COTHURNUS (κόθορνος). A high boot of Greek original, usually worn by huntsmen, and persons addicted to the sports of the field. It was a leather boot, enveloping the entire foot (whence cothurno calceatus, Plin. H. N. vii. 19.) and leg as far as the calf (Serv. ad Virg. Aen. i. 337. Herod. vi. 125.), was laced up the front, and turned over with a fall down at the top, besides possessing the characteristic peculiarity of not being made right and left, as the foot coverings of the ancients usually were, but with a straight sole (solo perpetuo, Sidon. Apoll. Carm. ii. 400.), so that each boot could be worn indifferently on either foot (utroque aptus pedi, Serv. ad Virg. Bucol. vii. 32.); hence the frequent application of the word in the singular, whilst the calcei and other coverings made in pairs mostly occur in the plural. All these peculiarities are distinctly apparent in the illustration (Cothurnus/1.1), representing on a larger scale the boots worn by the fowler exhibited at p. 67. s. AUCEPS.
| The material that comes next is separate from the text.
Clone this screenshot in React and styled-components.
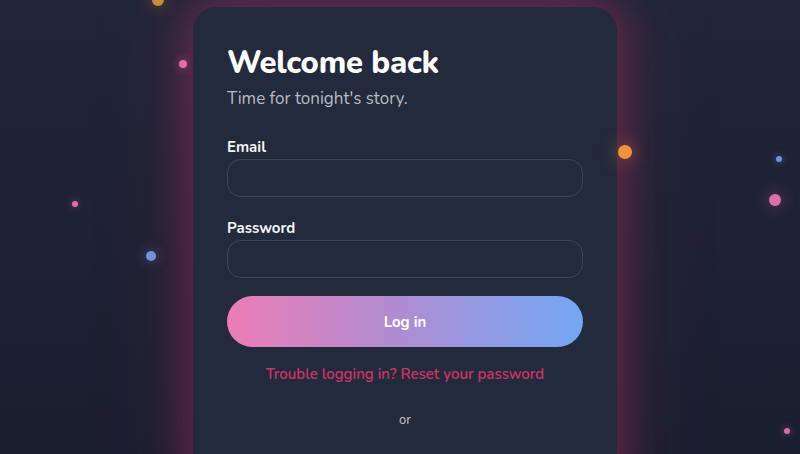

2. A boot of the same description, but more elaborately ornamented, and commonly translated buskin, is occasionally assigned by the Greek artists to some of their divinities, especially to Diana, Bacchus, and Mercury; and by the Romans, in like manner, to the goddess Roma, and to their emperors, as a sign of divinity. Thus they were assumed by M. Antony, when he affected the character and attributes of Bacchus (Vell. Pat. ii. 82.); but they were not worn by the Roman as a part of his ordinary costume; for Cicero (Phil. iii. 6.) reproaches the insolence of one Tuditanus who appeared in public cum palla et cothurnis. The illustration (Cothurnus/2.1) affords a specimen of a cothurnus of this nature, from a marble figure of the goddess Roma.

3. The Roman poets also make use of the word cothurnus, as a translation of the Greek ἐνδρομίς (see ENDROMIS, 3.). In this manner it is applied by Virgil (Aen. i. 341.), Nemesian (Cyneg. 90.), and Sidonius Apollinaris (Carm. ii. 400.), which last passage minutely describes the ἐνδρομίς, but not the cothurnus.

4. A boot worn by tragic actors on the stage (Virg. Ecl. viii. 10. Servius ad l.), having a cork sole several inches thick, for the purpose of increasing their stature (compare Juv. Sat. vi. 633.), and giving them a more imposing appearance; whence the word also came to signify a grand and dignified style. It was in order to conceal the unsightly appearance of such a chaussure, that the tragic actors always wore long robes reaching to the ground, as seen in the illustration (Cothurnus/4.1) annexed, from a marble bas-relief of the Villa Albani, representing a company of stage-players, though here the artist has left the cothurni uncovered, in order to identify the character of the actor.